WHAT THE TASK ASKS :: Give only the number of lines that hold the word "with".

EXCERPTED RECORDS ::

━━━━━━━━━━━━━━━━

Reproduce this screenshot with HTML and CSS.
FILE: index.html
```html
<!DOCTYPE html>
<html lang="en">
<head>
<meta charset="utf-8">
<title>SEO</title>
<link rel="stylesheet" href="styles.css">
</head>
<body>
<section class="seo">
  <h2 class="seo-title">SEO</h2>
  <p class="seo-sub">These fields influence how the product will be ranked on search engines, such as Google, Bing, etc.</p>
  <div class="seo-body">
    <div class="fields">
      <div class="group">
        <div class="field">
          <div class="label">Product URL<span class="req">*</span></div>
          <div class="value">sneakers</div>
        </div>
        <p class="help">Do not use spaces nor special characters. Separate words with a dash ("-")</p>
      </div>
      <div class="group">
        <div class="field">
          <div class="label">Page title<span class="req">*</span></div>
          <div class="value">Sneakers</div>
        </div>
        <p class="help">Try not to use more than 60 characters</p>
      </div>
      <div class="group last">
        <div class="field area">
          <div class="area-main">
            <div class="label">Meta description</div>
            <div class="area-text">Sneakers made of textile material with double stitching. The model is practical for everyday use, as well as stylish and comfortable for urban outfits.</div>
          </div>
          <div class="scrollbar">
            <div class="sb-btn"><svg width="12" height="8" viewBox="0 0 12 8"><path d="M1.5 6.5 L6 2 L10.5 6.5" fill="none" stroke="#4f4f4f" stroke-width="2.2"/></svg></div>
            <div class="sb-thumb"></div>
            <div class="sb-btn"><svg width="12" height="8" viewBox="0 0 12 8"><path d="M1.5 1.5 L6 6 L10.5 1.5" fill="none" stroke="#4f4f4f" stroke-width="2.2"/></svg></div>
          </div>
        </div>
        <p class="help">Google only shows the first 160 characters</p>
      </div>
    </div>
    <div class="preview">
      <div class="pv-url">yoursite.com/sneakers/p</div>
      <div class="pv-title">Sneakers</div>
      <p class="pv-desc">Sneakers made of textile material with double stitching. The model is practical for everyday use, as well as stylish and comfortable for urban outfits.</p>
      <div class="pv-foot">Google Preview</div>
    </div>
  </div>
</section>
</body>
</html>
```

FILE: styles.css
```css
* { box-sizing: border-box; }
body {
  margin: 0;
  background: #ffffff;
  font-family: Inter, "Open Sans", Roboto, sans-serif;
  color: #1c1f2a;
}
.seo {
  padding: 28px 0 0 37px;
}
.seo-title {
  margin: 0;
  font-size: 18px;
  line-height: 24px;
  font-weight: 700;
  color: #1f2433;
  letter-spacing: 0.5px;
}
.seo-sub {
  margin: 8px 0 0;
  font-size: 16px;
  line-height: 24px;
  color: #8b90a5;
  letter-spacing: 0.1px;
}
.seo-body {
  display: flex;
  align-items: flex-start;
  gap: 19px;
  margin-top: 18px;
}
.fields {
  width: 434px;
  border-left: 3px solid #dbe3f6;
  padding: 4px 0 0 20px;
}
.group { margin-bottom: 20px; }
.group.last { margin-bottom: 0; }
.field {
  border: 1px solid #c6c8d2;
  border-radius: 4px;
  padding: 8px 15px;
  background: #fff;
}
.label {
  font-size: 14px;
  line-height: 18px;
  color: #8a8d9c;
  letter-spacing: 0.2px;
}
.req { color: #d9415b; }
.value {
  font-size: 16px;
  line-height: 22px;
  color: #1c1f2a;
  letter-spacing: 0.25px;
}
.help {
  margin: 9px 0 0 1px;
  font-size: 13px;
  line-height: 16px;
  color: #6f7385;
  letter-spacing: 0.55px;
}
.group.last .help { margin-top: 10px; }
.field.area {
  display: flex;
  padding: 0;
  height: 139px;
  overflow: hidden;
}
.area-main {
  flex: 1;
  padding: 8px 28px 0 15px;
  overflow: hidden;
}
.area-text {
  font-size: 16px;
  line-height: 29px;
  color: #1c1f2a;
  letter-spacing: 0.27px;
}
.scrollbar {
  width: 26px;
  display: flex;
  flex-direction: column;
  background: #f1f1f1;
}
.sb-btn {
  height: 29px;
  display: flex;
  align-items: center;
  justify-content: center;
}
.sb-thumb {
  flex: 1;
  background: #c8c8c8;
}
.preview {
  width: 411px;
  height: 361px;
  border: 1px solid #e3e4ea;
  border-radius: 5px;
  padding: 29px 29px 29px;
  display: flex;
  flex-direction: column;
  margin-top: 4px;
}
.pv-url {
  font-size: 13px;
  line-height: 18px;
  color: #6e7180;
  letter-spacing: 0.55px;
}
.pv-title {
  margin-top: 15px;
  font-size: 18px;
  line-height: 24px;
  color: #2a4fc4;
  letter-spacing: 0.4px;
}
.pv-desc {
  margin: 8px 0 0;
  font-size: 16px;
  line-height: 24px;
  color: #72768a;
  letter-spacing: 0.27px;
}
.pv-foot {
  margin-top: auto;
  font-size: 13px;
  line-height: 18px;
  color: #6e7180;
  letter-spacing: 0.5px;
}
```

━━━━━━━━━━━━━━━━

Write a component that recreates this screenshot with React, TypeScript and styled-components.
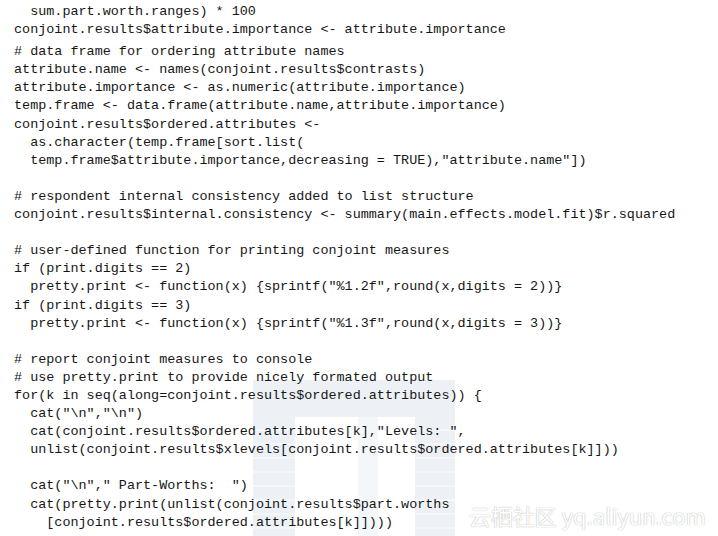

━━━━━━━━━━━━━━━━

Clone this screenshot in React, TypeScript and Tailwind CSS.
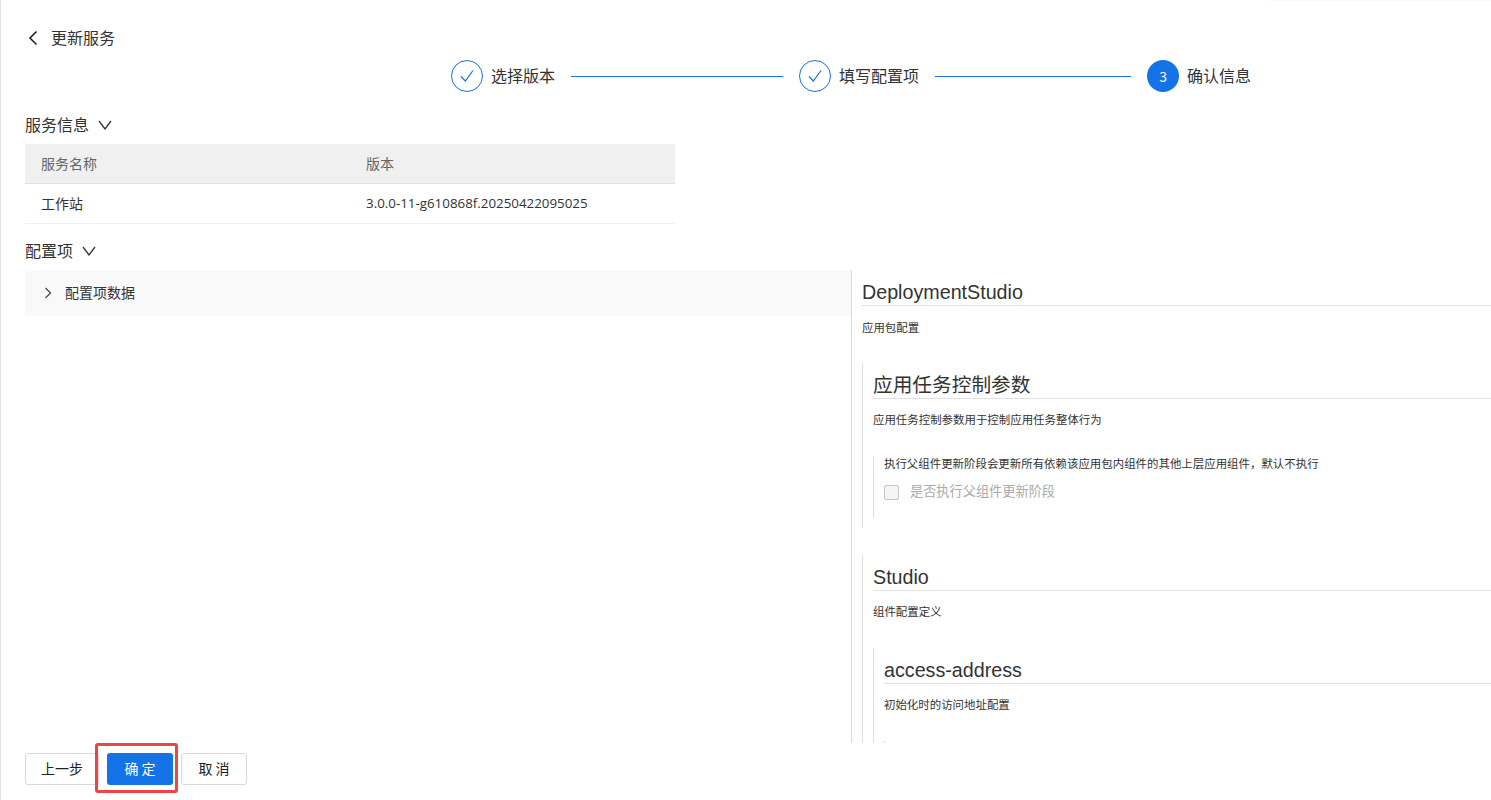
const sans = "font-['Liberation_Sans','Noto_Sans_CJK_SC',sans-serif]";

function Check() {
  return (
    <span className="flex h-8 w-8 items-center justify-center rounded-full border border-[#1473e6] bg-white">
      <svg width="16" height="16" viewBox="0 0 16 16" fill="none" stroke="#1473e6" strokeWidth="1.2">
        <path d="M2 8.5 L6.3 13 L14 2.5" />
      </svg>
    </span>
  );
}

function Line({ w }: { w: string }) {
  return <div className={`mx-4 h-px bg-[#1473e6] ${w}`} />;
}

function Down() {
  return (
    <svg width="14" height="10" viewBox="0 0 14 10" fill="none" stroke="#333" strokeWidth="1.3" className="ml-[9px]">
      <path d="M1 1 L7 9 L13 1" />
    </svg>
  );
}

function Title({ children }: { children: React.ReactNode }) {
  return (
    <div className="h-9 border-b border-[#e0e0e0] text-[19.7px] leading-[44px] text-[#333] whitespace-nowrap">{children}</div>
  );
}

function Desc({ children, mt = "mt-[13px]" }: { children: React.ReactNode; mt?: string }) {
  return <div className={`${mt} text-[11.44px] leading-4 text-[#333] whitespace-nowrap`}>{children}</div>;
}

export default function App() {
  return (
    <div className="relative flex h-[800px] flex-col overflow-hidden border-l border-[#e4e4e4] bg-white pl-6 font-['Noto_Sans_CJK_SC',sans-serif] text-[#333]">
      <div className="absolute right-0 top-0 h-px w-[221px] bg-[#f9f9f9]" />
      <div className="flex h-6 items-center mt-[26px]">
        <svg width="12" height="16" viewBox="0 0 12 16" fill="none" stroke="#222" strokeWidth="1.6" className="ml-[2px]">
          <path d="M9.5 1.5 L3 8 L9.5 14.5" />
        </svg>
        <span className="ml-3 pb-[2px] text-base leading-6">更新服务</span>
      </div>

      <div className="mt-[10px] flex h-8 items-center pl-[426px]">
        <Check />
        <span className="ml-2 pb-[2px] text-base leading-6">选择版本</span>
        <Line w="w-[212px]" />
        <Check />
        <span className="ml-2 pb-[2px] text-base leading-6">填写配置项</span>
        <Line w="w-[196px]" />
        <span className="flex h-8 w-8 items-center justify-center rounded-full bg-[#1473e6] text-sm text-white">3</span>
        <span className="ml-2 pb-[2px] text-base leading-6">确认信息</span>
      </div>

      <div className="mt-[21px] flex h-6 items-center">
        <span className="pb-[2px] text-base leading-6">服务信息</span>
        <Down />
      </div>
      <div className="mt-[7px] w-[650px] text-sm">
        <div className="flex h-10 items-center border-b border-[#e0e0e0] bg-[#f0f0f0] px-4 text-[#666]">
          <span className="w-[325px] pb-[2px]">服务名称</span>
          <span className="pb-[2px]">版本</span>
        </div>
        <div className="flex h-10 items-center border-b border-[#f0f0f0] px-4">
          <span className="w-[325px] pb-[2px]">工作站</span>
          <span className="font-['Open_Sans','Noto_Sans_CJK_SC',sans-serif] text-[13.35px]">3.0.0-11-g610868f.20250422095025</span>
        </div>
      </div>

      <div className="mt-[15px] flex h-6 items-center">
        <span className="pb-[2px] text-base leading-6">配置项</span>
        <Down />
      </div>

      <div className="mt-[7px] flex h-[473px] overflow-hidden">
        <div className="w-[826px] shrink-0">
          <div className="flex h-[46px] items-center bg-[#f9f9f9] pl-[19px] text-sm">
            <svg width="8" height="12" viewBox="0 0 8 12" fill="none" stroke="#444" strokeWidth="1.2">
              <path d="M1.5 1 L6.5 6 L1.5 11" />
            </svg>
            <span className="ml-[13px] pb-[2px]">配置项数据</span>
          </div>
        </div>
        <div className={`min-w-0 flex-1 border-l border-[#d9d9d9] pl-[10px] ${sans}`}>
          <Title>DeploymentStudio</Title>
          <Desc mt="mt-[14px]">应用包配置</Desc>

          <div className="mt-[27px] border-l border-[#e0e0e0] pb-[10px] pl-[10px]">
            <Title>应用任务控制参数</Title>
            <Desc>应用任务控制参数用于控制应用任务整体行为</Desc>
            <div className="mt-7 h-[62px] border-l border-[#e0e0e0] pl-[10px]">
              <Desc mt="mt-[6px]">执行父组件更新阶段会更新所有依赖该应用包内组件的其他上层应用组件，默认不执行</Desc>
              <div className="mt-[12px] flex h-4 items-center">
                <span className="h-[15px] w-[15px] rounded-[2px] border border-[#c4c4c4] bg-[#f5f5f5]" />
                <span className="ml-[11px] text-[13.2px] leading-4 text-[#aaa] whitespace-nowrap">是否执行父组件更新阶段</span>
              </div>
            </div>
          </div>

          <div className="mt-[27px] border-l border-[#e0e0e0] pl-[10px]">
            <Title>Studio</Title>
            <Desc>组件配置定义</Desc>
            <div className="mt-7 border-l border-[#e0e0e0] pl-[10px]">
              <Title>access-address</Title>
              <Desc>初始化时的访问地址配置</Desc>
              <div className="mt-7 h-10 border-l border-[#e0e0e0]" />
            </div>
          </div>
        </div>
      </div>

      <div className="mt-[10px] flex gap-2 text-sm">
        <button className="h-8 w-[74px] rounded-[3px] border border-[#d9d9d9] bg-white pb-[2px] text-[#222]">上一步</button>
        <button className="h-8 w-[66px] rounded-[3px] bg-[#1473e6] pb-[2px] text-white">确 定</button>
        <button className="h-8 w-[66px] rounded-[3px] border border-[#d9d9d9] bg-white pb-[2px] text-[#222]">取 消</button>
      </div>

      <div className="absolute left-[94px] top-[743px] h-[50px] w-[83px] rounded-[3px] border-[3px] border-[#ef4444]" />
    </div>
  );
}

━━━━━━━━━━━━━━━━

RESPONSE FOR THIS EXERCISE :: 5